By David Turner

LONDON, Aug 19 (Reuters) - Oil dipped towards $75 per barrel
on Thursday, paring earlier gains, after a surprise rise in U.S.
unemployment claims to a nine-month high was balanced by an
upgrading of Germany's growth forecast by its central bank.

The U.S. jobless figures, published at 1230 GMT, heightened
concerns about the pace of recovery in the U.S., the world's
largest economy.

"The U.S. is still by far the largest oil consumer
worldwide," said Eugen Weinberg, commodities analyst at
Commerzbank in Frankfurt.

"So a dent in sentiment will keep prices under pressure for
some time, until we see the recovery of the jobs market in the
U.S., because the weak point in the U.S. economy is not
corporate earnings, it's jobs."

Initial claims for state jobless benefits increased 12,000
to a seasonally adjusted 500,000 in the week ended August 14,
the highest since mid-November, the U.S. Labor Department said.

U.S. September crude was down 6 cents to $75.36 a barrel at
1318 GMT. ICE front-month Brent fell 23 cents to $76.24.

However, oil found some support from a rally in equity
markets in Asia and Europe. European shares rose after Germany's
central bank upgraded its forecast for this year's economic
growth.

"We have recently seen a strong correlation between equities
and oil prices, and I don't think this connection will break
down in the coming days", said Andy Sommer of energy trading
firm EGL in Switzerland.

Commenting on oil prices' short-term outlook, Sommer said:
"I think we are still in a sideways trend. As long as we don't
see inventories start to come down, we will stay within a range
of $80 or $85 at the upper end, and $75 at the lower end."
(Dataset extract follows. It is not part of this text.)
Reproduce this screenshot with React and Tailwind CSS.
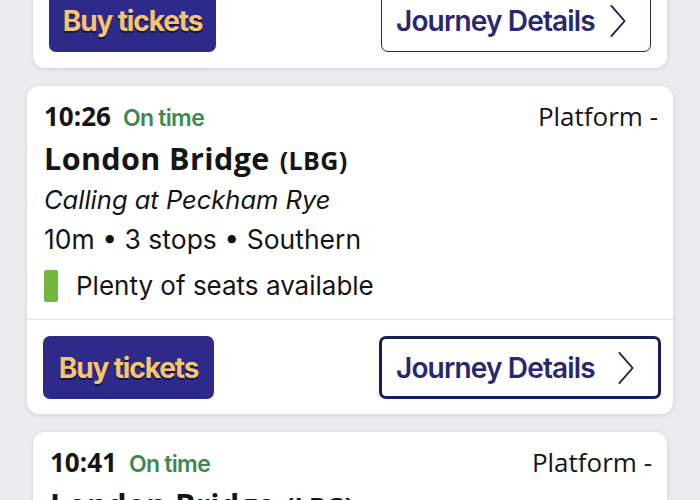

Analysts downplayed the effect on oil prices of deepening
tensions between Iran and the United States. Ayatollah Ali
Khamenei, the country's supreme leader, said on Wednesday that
Iran would not talk with the U.S. in the current climate.

"Until we see anything of added importance (concerning
Iran), markets are dominated still by economic recovery and
those sorts of problems", said James Hughes, market strategist
at CMC Markets in London.

"With it being such a prolonged issue, the market does
become a bit desensitised to the whole situation," he added.

US STOCKPILES

The U.S. benchmark recovered after touching a six-week low
at $73.83 on Wednesday, when the Department of Energy said total
U.S. petroleum stockpiles last week had soared to the highest in
at least 20 years on a weekly basis..

U.S. commercial crude and product inventories rose last week
to the highest level since the government began tracking weekly
data in 1990, the statistics published on Wednesday showed.
Analysts took this as a sign that fuel supply is outpacing
demand because U.S. economic recovery is slow.